A quoi sert l'éloquence ?

Nous entendons souvent parler du langage et sa maîtrise est valorisée en tant que telle. Des concours d'éloquence sont organisés, qui pourraient nous faire oublier d'interroger la finalité du bien-dire.

L'éloquence dans le LEE : la personne use de toute une panoplie d'artifices langagiers pour se faire apprécier, admirer et pour convaincre son interlocuteur. Plus elle maîtrise la langue plus elle y arrive. Elle jongle avec les mots, présente des raisonnements à première vue irréfutables mais fondés sur des prémisses non dits tout à fait discutables. Elle sait aussi jouer sur les sentiments de son interlocuteur pour arriver à ses fins. 

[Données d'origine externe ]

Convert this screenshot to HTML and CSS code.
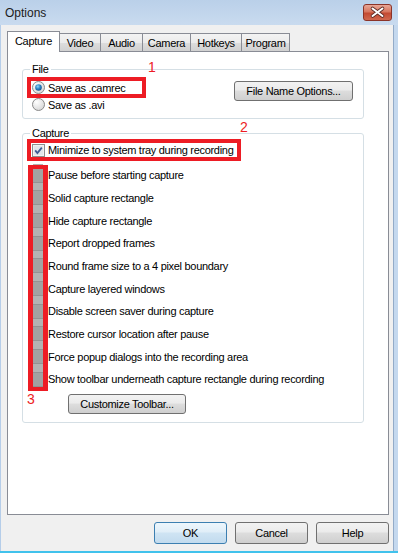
FILE: index.html
```html
<!DOCTYPE html>
<html>
<head>
	<title>Options</title>
	<meta charset="utf-8">
	<link rel="stylesheet" href="styles.css">
</head>
<body>
	<div class="window">
		<div class="titlebar">
			<span class="title">Options</span>
			<button class="close">
				<svg width="27" height="15" viewBox="0 0 27 15">
					<path d="M8.5 3.5 L18.5 11 M18.5 3.5 L8.5 11" stroke="#5b2b25" stroke-width="3.6" stroke-linecap="round" fill="none"/>
					<path d="M8.5 3.5 L18.5 11 M18.5 3.5 L8.5 11" stroke="#fff" stroke-width="2" stroke-linecap="round" fill="none"/>
				</svg>
			</button>
		</div>
		<div class="body">
			<div class="tabs">
				<div class="tab active w-capture">Capture</div>
				<div class="tab w-video">Video</div>
				<div class="tab w-audio">Audio</div>
				<div class="tab w-camera">Camera</div>
				<div class="tab w-hotkeys">Hotkeys</div>
				<div class="tab w-program">Program</div>
			</div>
			<div class="panel">
				<span class="note note-1">1</span>
				<span class="note note-2">2</span>
				<span class="note note-3">3</span>

				<fieldset class="group">
					<legend>File</legend>
					<div class="file-row">
						<div class="radios">
							<label class="radio-row marked">
								<svg class="radio" width="13" height="13" viewBox="0 0 13 13">
									<defs>
										<radialGradient id="rbg" cx="0.35" cy="0.3" r="0.8">
											<stop offset="0" stop-color="#ffffff"/>
											<stop offset="1" stop-color="#d4d4d4"/>
										</radialGradient>
										<radialGradient id="rdot" cx="0.4" cy="0.35" r="0.7">
											<stop offset="0" stop-color="#8fd6f8"/>
											<stop offset="0.5" stop-color="#2b86c8"/>
											<stop offset="1" stop-color="#174e86"/>
										</radialGradient>
									</defs>
									<circle cx="6.5" cy="6.5" r="6" fill="url(#rbg)" stroke="#8a8a8a"/>
									<circle cx="6.5" cy="6.5" r="3.3" fill="url(#rdot)"/>
								</svg>
								Save as .camrec
							</label>
							<label class="radio-row">
								<svg class="radio" width="13" height="13" viewBox="0 0 13 13">
									<circle cx="6.5" cy="6.5" r="6" fill="url(#rbg)" stroke="#8a8a8a"/>
								</svg>
								Save as .avi
							</label>
						</div>
						<button class="btn btn-file">File Name Options...</button>
					</div>
				</fieldset>

				<fieldset class="group group-capture">
					<legend>Capture</legend>
					<label class="check-row marked">
						<svg class="check" width="13" height="13" viewBox="0 0 13 13">
							<rect x="0.5" y="0.5" width="12" height="12" fill="#f2f2f2" stroke="#8e8f8f"/>
							<rect x="2" y="2" width="9" height="9" fill="#e2e6ea"/>
							<path d="M3.2 6.4 L5.4 9 L9.8 3.6" fill="none" stroke="#3f5a94" stroke-width="1.8"/>
						</svg>
						Minimize to system tray during recording
					</label>

					<div class="checklist">
						<div class="item"><span class="box"></span>Pause before starting capture</div>
						<div class="item"><span class="box"></span>Solid capture rectangle</div>
						<div class="item"><span class="box"></span>Hide capture rectangle</div>
						<div class="item"><span class="box"></span>Report dropped frames</div>
						<div class="item"><span class="box"></span>Round frame size to a 4 pixel boundary</div>
						<div class="item"><span class="box"></span>Capture layered windows</div>
						<div class="item"><span class="box"></span>Disable screen saver during capture</div>
						<div class="item"><span class="box"></span>Restore cursor location after pause</div>
						<div class="item"><span class="box"></span>Force popup dialogs into the recording area</div>
						<div class="item"><span class="box"></span>Show toolbar underneath capture rectangle during recording</div>
						<div class="frame3"></div>
					</div>

					<div class="toolbar-row">
						<button class="btn btn-toolbar">Customize Toolbar...</button>
					</div>
				</fieldset>
			</div>
			<div class="actions">
				<button class="btn btn-dialog btn-default">OK</button>
				<button class="btn btn-dialog">Cancel</button>
				<button class="btn btn-dialog">Help</button>
			</div>
		</div>
	</div>
</body>
</html>
```

FILE: styles.css
```css
* {
	box-sizing: border-box;
}

body {
	margin: 0;
	font-family: "Liberation Sans", Arial, sans-serif;
	font-size: 11px;
	letter-spacing: -0.3px;
	color: #000;
}

.window {
	width: 398px;
	height: 553px;
	display: flex;
	flex-direction: column;
	background: #c4d8ee;
	border-bottom: 2px solid #41c2ec;
	overflow: hidden;
}

/* title bar */
.titlebar {
	height: 25px;
	flex: none;
	display: flex;
	justify-content: space-between;
	align-items: flex-start;
	padding: 4px 6px 0 5px;
	background: linear-gradient(#bad0e9, #c9dbef);
}

.title {
	font-size: 12px;
	letter-spacing: 0;
	line-height: 17px;
	margin-top: 1px;
	color: #1b1b1b;
}

.close {
	width: 29px;
	height: 17px;
	padding: 0;
	border: 1px solid #8b3328;
	border-radius: 3px;
	background: linear-gradient(#e8a797, #d7765f 45%, #c34a32 55%, #d0684f);
	display: flex;
	align-items: center;
	justify-content: center;
}

.close svg {
	display: block;
}

/* window body */
.body {
	flex: 1;
	background: #f0f0f0;
	border-left: 1px solid #b5cde9;
	border-right: 1px solid #93abc8;
	margin-right: 4px;
	padding: 6px 0 0 6px;
}

.tabs {
	display: flex;
	align-items: flex-end;
	height: 21px;
	margin-bottom: -1px;
}

.tab {
	height: 19px;
	margin-left: -1px;
	border: 1px solid #898c95;
	border-bottom: 0;
	background: linear-gradient(#f3f3f3, #ebebeb 50%, #dddddd 50%, #cfcfcf);
	text-align: center;
	line-height: 18px;
}

.tab.active {
	position: relative;
	z-index: 1;
	height: 21px;
	margin-left: 0;
	background: #fff;
	line-height: 19px;
}

.w-capture { width: 53px; }
.w-video { width: 42px; }
.w-audio { width: 43px; }
.w-camera { width: 49px; }
.w-hotkeys { width: 52px; }
.w-program { width: 49px; }

.panel {
	position: relative;
	width: 382px;
	height: 464px;
	border: 1px solid #898c95;
	background: #fff;
	padding: 11px 24px 0 14px;
}

/* red annotations */
.note {
	position: absolute;
	font-size: 14px;
	line-height: 14px;
	letter-spacing: 0;
	color: #ed1c24;
	z-index: 2;
}

.note-1 { left: 140px; top: 8px; }
.note-2 { left: 232px; top: 68px; }
.note-3 { left: 19px; top: 340px; }

.marked {
	outline: 4px solid #ed1c24;
}

/* group boxes */
.group {
	margin: 0;
	min-width: 0;
	padding: 5px 10px 7px 5px;
	border: 1px solid #d5dfe5;
	border-radius: 3px;
}

.group legend {
	margin-left: 2px;
	padding: 0 2px;
	line-height: 13px;
}

.group-capture {
	margin-top: 8px;
	padding-top: 3px;
	padding-bottom: 8px;
}

.file-row {
	display: flex;
	justify-content: space-between;
	align-items: flex-start;
}

.radios {
	display: flex;
	flex-direction: column;
	gap: 4px;
}

.radio-row,
.check-row {
	display: flex;
	align-items: center;
	gap: 3px;
	height: 13px;
	margin-left: 3px;
	padding-left: 1px;
}

.radio-row.marked {
	width: 111px;
}

.radio,
.check {
	display: block;
	flex: none;
}

.check-row {
	height: 14px;
	width: 206px;
}

/* disabled options */
.checklist {
	position: relative;
	margin-top: 7px;
}

.item {
	height: 22.67px;
	display: flex;
	align-items: center;
	gap: 5px;
	padding-left: 5px;
}

.box {
	width: 10px;
	align-self: stretch;
	background: #b3b3b3;
	display: flex;
	align-items: center;
}

.box::before {
	content: "";
	width: 10px;
	height: 13px;
	background: #a2a2a2;
	border-top: 1px solid #939393;
	border-bottom: 1px solid #939393;
}

.frame3 {
	position: absolute;
	left: 0;
	top: 1px;
	width: 20px;
	height: 226px;
	border: 4px solid #ed1c24;
	border-left-width: 5px;
	border-right-width: 5px;
}

.toolbar-row {
	display: flex;
	margin-top: 3px;
}

/* buttons */
.btn {
	font: inherit;
	letter-spacing: inherit;
	color: #000;
	height: 20px;
	padding: 0;
	border: 1px solid #707070;
	border-radius: 3px;
	background: linear-gradient(#f2f2f2, #ebebeb 45%, #dddddd 50%, #cfcfcf);
}

.btn-file {
	width: 119px;
}

.btn-toolbar {
	width: 118px;
	margin-left: 40px;
}

.actions {
	display: flex;
	justify-content: flex-end;
	gap: 8px;
	width: 382px;
	margin-top: 7px;
}

.btn-dialog {
	width: 73px;
	height: 22px;
}

.btn-default {
	border-color: #3c7fb1;
	background: linear-gradient(#edf6fc, #e0eef8 45%, #cfe4f3 50%, #c2dbee);
}
```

Nous vivons dans un monde de compétition sociale,dans lequel il faut se battre pour faire sa place et/ou pour la garder. Un monde qui hiérarchise les personnes sur la base de toutes sortes de critères objectifs en terme de capacités, mais aussi sur des critères idéologiques comme la richesse, la beauté, le statut social, etc. Un monde dans lequel règnent la posture de rivalité et le LEE, et nous n'en sommes pas dupes lorsque nous disons d'un discours qu'il n'est « que de la communication ».

L'éloquence dans le moulin à parole : la personne agrémente des relations superficielles par de belles figures de style, éventuellement assorties de références littéraires ou philosophiques. 

L'éloquence dans le RSL : la personne exprime avec clareté ses pensés et ses ressentis, permettant ainsi à son interlocuteur de se positionner vis à vis d'elle en connaissance de cause. Elle nourrit des échanges constructifs. Sa bonne maîtrise du langage dans le RSL lui permet de construire une réalité fine et nuancée du Réel qui s'appuie non seulement sur des faits qu'elle a elle-même sélectionnés mais aussi sur ceux qui lui sont présentés par son interlocuteur. C'est ainsi qu'elle contribue à solutionner des problèmes posément et de manière durable. 

Le piège de l'Imaginaire

Une personne trop ancrée dans son Ego est non seulement prisonnière de la posture relationnelle de rivalité et du LEE, mais elle est aussi aveuglée par l'Imaginaire. Il s'agit ici de l'Imaginaire lacanien qui est à distinguer de l'imagination. Les représentations Imaginaires du Réel déforment les faits sur la base des désirs ou des craintes de la personne et se présentent à elle comme des certitudes. Elle est donc convaincue que sa représentation du Réel est vraie, plus vraie que celle des autres, elle n'est donc pas disposée à s'enrichir de leurs représentations. Inconsciemment elle croit qu'elle appréhende le Réel dans sa totalité.